Three Dimensions of Pitched Instrument Onset Detection


Holzapfel A., Stylianou Y., Gedik A. C., Bozkurt B.

IEEE TRANSACTIONS ON AUDIO SPEECH AND LANGUAGE PROCESSING, vol.18, no.6, pp.1517-1527, 2010 (SCI-Expanded) identifier

  • Publication Type: Article / Article
  • Volume: 18 Issue: 6
  • Publication Date: 2010
  • Doi Number: 10.1109/tasl.2009.2036298
  • Journal Name: IEEE TRANSACTIONS ON AUDIO SPEECH AND LANGUAGE PROCESSING
  • Journal Indexes: Science Citation Index Expanded (SCI-EXPANDED)
  • Page Numbers: pp.1517-1527
  • Keywords: Automatic music transcription, group delay, music information retrieval, onset detection, SPEECH
  • Dokuz Eylül University Affiliated: No

Abstract

In this paper, we suggest a novel group delay based method for the onset detection of pitched instruments. It is proposed to approach the problem of onset detection by examining three dimensions separately: phase (i.e., group delay), magnitude and pitch.
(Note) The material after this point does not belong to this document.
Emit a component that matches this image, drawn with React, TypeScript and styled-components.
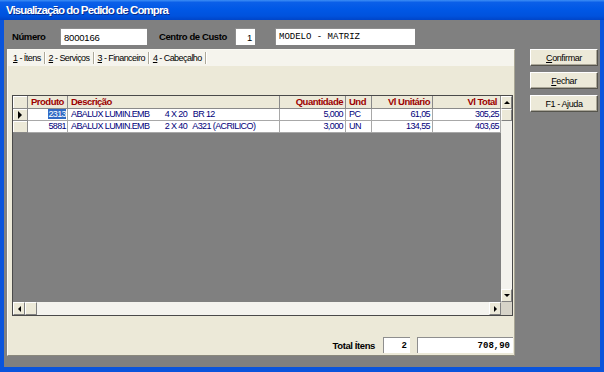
import styled, { createGlobalStyle } from "styled-components";

const sans = `"Liberation Sans", Arial, sans-serif`;
const mono = `"Liberation Mono", "Courier New", monospace`;

const GlobalStyle = createGlobalStyle`
  html, body {
    margin: 0;
    padding: 0;
    background: #808080;
  }
  body {
    font-family: ${sans};
    font-size: 9.5px;
    letter-spacing: -0.4px;
    color: #000;
  }
`;

const Window = styled.div`
  width: 604px;
  height: 372px;
  display: flex;
  flex-direction: column;
  overflow: hidden;
`;

const TitleBar = styled.div`
  height: 20px;
  flex: none;
  display: flex;
  align-items: center;
  padding-left: 6px;
  background: linear-gradient(#3d8ef5 0%, #0b5fe8 12%, #0058e6 45%, #0052dd 80%, #0045c8 100%);
`;

const Title = styled.span`
  color: #fff;
  font: bold 11.5px ${sans};
  letter-spacing: -0.9px;
  text-shadow: 1px 1px #0a2a8a;
`;

const Body = styled.div`
  flex: 1;
  background: #808080;
  border: solid #0a54dc;
  border-width: 0 4px 5px 4px;
  display: flex;
  flex-direction: column;
`;

const HeaderRow = styled.div`
  margin-top: 8px;
  padding-left: 8px;
  height: 17px;
  display: flex;
  align-items: center;
`;

const Label = styled.span<{ $w?: number; $ml?: number; $mr?: number }>`
  font-weight: bold;
  white-space: nowrap;
  width: ${(p) => (p.$w ? `${p.$w}px` : "auto")};
  margin-left: ${(p) => p.$ml ?? 0}px;
  margin-right: ${(p) => p.$mr ?? 0}px;
  flex: none;
`;

const Field = styled.div<{ $w: number; $h?: number; $ml?: number; $right?: boolean; $mono?: boolean; $bold?: boolean }>`
  box-sizing: border-box;
  width: ${(p) => p.$w}px;
  height: ${(p) => p.$h ?? 17}px;
  margin-left: ${(p) => p.$ml ?? 0}px;
  flex: none;
  background: #fff;
  box-shadow: inset 1px 1px #8e8e8e;
  display: flex;
  align-items: center;
  justify-content: ${(p) => (p.$right ? "flex-end" : "flex-start")};
  padding: 1px 3px 0 4px;
  font-family: ${(p) => (p.$mono ? mono : sans)};
  font-size: ${(p) => (p.$mono ? "9px" : "9.5px")};
  letter-spacing: ${(p) => (p.$mono ? "0" : "-0.2px")};
  font-weight: ${(p) => (p.$bold ? "bold" : "normal")};
  white-space: pre;
`;

const Main = styled.div`
  margin-top: 4px;
  padding-left: 3px;
  height: 307px;
  display: flex;
`;

const Panel = styled.div`
  box-sizing: border-box;
  width: 508px;
  height: 307px;
  background: #ece9d8;
  border: 1px solid;
  border-color: #fbfaf5 #a9a695 #8a887c #fbfaf5;
  display: flex;
  flex-direction: column;
`;

const TabStrip = styled.div`
  height: 16px;
  padding-left: 1px;
  background: #f5f4ed;
  display: flex;
  align-items: center;
`;

const Tab = styled.div`
  height: 12px;
  line-height: 12px;
  padding: 0 3px 0 4px;
  border-right: 1px solid #aca899;
  box-shadow: 1px 0 #fff;
  white-space: nowrap;
  font-size: 9px;
  letter-spacing: -0.55px;
`;

const U = styled.span`
  text-decoration: underline;
`;

const Grid = styled.div`
  box-sizing: border-box;
  margin: 29px 1px 0 4px;
  height: 221px;
  border: 1px solid #4a4a4a;
  background: #808080;
  display: grid;
  grid-template-columns: 1fr 11px;
  grid-template-rows: 1fr 13px;
`;

const DataArea = styled.div`
  display: flex;
  flex-direction: column;
  overflow: hidden;
`;

const cols = "15px 40px 212px 66px 26px 61px 68px";

const GridRow = styled.div<{ $head?: boolean }>`
  display: grid;
  grid-template-columns: ${cols};
  height: ${(p) => (p.$head ? 13 : 12)}px;
  background: ${(p) => (p.$head ? "#ece9d8" : "#fff")};
`;

const Cell = styled.div<{ $head?: boolean; $right?: boolean; $pr?: number }>`
  box-sizing: border-box;
  border-right: 1px solid ${(p) => (p.$head ? "#8a8a8a" : "#a8a8a8")};
  border-bottom: 1px solid ${(p) => (p.$head ? "#8a8a8a" : "#a8a8a8")};
  padding: 0 ${(p) => p.$pr ?? 2}px 0 3px;
  text-align: ${(p) => (p.$right ? "right" : "left")};
  line-height: ${(p) => (p.$head ? 12 : 11)}px;
  font-size: ${(p) => (p.$head ? "9.5px" : "9px")};
  letter-spacing: ${(p) => (p.$head ? "-0.5px" : "-0.6px")};
  white-space: pre;
  overflow: hidden;
  color: ${(p) => (p.$head ? "#9c0000" : "#00007a")};
  font-weight: ${(p) => (p.$head ? "bold" : "normal")};
`;

const Indicator = styled.div`
  box-sizing: border-box;
  background: #ece9d8;
  border-right: 1px solid #8a8a8a;
  border-bottom: 1px solid #8a8a8a;
  box-shadow: inset 1px 1px #fff;
  display: flex;
  align-items: center;
  justify-content: center;
`;

const Pointer = styled.span`
  width: 0;
  height: 0;
  border-top: 4px solid transparent;
  border-bottom: 4px solid transparent;
  border-left: 4px solid #000;
`;

const Sel = styled.span`
  background: #316ac5;
  color: #fff;
`;

const VScroll = styled.div`
  display: flex;
  flex-direction: column;
  background: #f4f3ee;
`;

const HScroll = styled.div`
  display: flex;
  background: #f4f3ee;
`;

const ScrollBtn = styled.div<{ $w?: number; $h?: number }>`
  box-sizing: border-box;
  flex: none;
  width: ${(p) => (p.$w ? `${p.$w}px` : "auto")};
  height: ${(p) => (p.$h ? `${p.$h}px` : "auto")};
  background: #ece9d8;
  border: 1px solid;
  border-color: #fff #808080 #808080 #fff;
  display: flex;
  align-items: center;
  justify-content: center;
`;

const Arrow = styled.span<{ $dir: "up" | "down" | "left" | "right" }>`
  width: 0;
  height: 0;
  border: 3px solid transparent;
  ${(p) =>
    p.$dir === "up"
      ? "border-bottom: 3px solid #000; border-top-width: 0; margin-top: -1px;"
      : p.$dir === "down"
      ? "border-top: 3px solid #000; border-bottom-width: 0;"
      : p.$dir === "left"
      ? "border-right: 3px solid #000; border-left-width: 0;"
      : "border-left: 3px solid #000; border-right-width: 0;"}
`;

const Track = styled.div`
  flex: 1;
`;

const Corner = styled.div`
  background: #d6d3c8;
`;

const Footer = styled.div`
  margin-top: auto;
  padding: 0 1px 2px 0;
  display: flex;
  justify-content: flex-end;
  align-items: center;
`;

const Buttons = styled.div`
  margin-left: 15px;
  width: 68px;
  display: flex;
  flex-direction: column;
  gap: 6px;
`;

const Button = styled.div`
  box-sizing: border-box;
  height: 17px;
  background: #ece9d8;
  border: 1px solid;
  border-color: #fff #55544c #55544c #fff;
  box-shadow: inset -1px -1px #aca899;
  display: flex;
  align-items: center;
  justify-content: center;
  font-size: 9px;
  letter-spacing: -0.4px;
`;

type Item = {
  code: string;
  desc: string;
  qty: string;
  und: string;
  unit: string;
  total: string;
};

const items: Item[] = [
  { code: "2313", desc: "ABALUX LUMIN.EMB        4 X 20   BR 12", qty: "5,000", und: "PC", unit: "61,05", total: "305,25" },
  { code: "5881", desc: "ABALUX LUMIN.EMB        2 X 40   A321 (ACRILICO)", qty: "3,000", und: "UN", unit: "134,55", total: "403,65" },
];

export default function App() {
  return (
    <>
      <GlobalStyle />
      <Window>
        <TitleBar>
          <Title>Visualização do Pedido de Compra</Title>
        </TitleBar>
        <Body>
          <HeaderRow>
            <Label $w={48}>Número</Label>
            <Field $w={87}>8000166</Field>
            <Label $w={76} $ml={12}>
              Centro de Custo
            </Label>
            <Field $w={20} $right>
              1
            </Field>
            <Field $w={140} $ml={20} $mono>
              MODELO - MATRIZ
            </Field>
          </HeaderRow>
          <Main>
            <Panel>
              <TabStrip>
                <Tab>
                  <U>1</U> - Ítens
                </Tab>
                <Tab>
                  <U>2</U> - Serviços
                </Tab>
                <Tab>
                  <U>3</U> - Financeiro
                </Tab>
                <Tab>
                  <U>4</U> - Cabeçalho
                </Tab>
              </TabStrip>
              <Grid>
                <DataArea>
                  <GridRow $head>
                    <Indicator />
                    <Cell $head $right $pr={4}>Produto</Cell>
                    <Cell $head>Descrição</Cell>
                    <Cell $head $right>Quantidade</Cell>
                    <Cell $head>Und</Cell>
                    <Cell $head $right>Vl Unitário</Cell>
                    <Cell $head $right $pr={3}>Vl Total</Cell>
                  </GridRow>
                  {items.map((it, i) => (
                    <GridRow key={it.code}>
                      <Indicator>{i === 0 && <Pointer />}</Indicator>
                      <Cell $right $pr={1}>
                        {i === 0 ? <Sel>{it.code}</Sel> : it.code}
                      </Cell>
                      <Cell>{it.desc}</Cell>
                      <Cell $right>{it.qty}</Cell>
                      <Cell>{it.und}</Cell>
                      <Cell $right>{it.unit}</Cell>
                      <Cell $right $pr={1}>{it.total}</Cell>
                    </GridRow>
                  ))}
                </DataArea>
                <VScroll>
                  <ScrollBtn $h={13}>
                    <Arrow $dir="up" />
                  </ScrollBtn>
                  <ScrollBtn $h={12} />
                  <Track />
                  <ScrollBtn $h={13}>
                    <Arrow $dir="down" />
                  </ScrollBtn>
                </VScroll>
                <HScroll>
                  <ScrollBtn $w={12}>
                    <Arrow $dir="left" />
                  </ScrollBtn>
                  <ScrollBtn $w={12} />
                  <Track />
                  <ScrollBtn $w={12}>
                    <Arrow $dir="right" />
                  </ScrollBtn>
                </HScroll>
                <Corner />
              </Grid>
              <Footer>
                <Label $mr={8}>Total Ítens</Label>
                <Field $w={27} $h={16} $right $mono $bold>
                  2
                </Field>
                <Field $w={96} $h={16} $ml={7} $right $mono $bold>
                  708,90
                </Field>
              </Footer>
            </Panel>
            <Buttons>
              <Button>
                <span>
                  <U>C</U>onfirmar
                </span>
              </Button>
              <Button>
                <span>
                  <U>F</U>echar
                </span>
              </Button>
              <Button>F1 - Ajuda</Button>
            </Buttons>
          </Main>
        </Body>
      </Window>
    </>
  );
}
The evaluation of the suggested onset detectors for phase, pitch and magnitude is performed using a new publicly available and fully onset annotated database of monophonic recordings which is balanced in terms of included instruments and onset samples per instrument, while it contains different performance styles. Results show that the accuracy of onset detection depends on the type of instruments as well as on the style of performance. Combining the information contained in the three dimensions by means of a fusion at decision level leads to an improvement of onset detection by about 8% in terms of F-measure, compared to the best single dimension.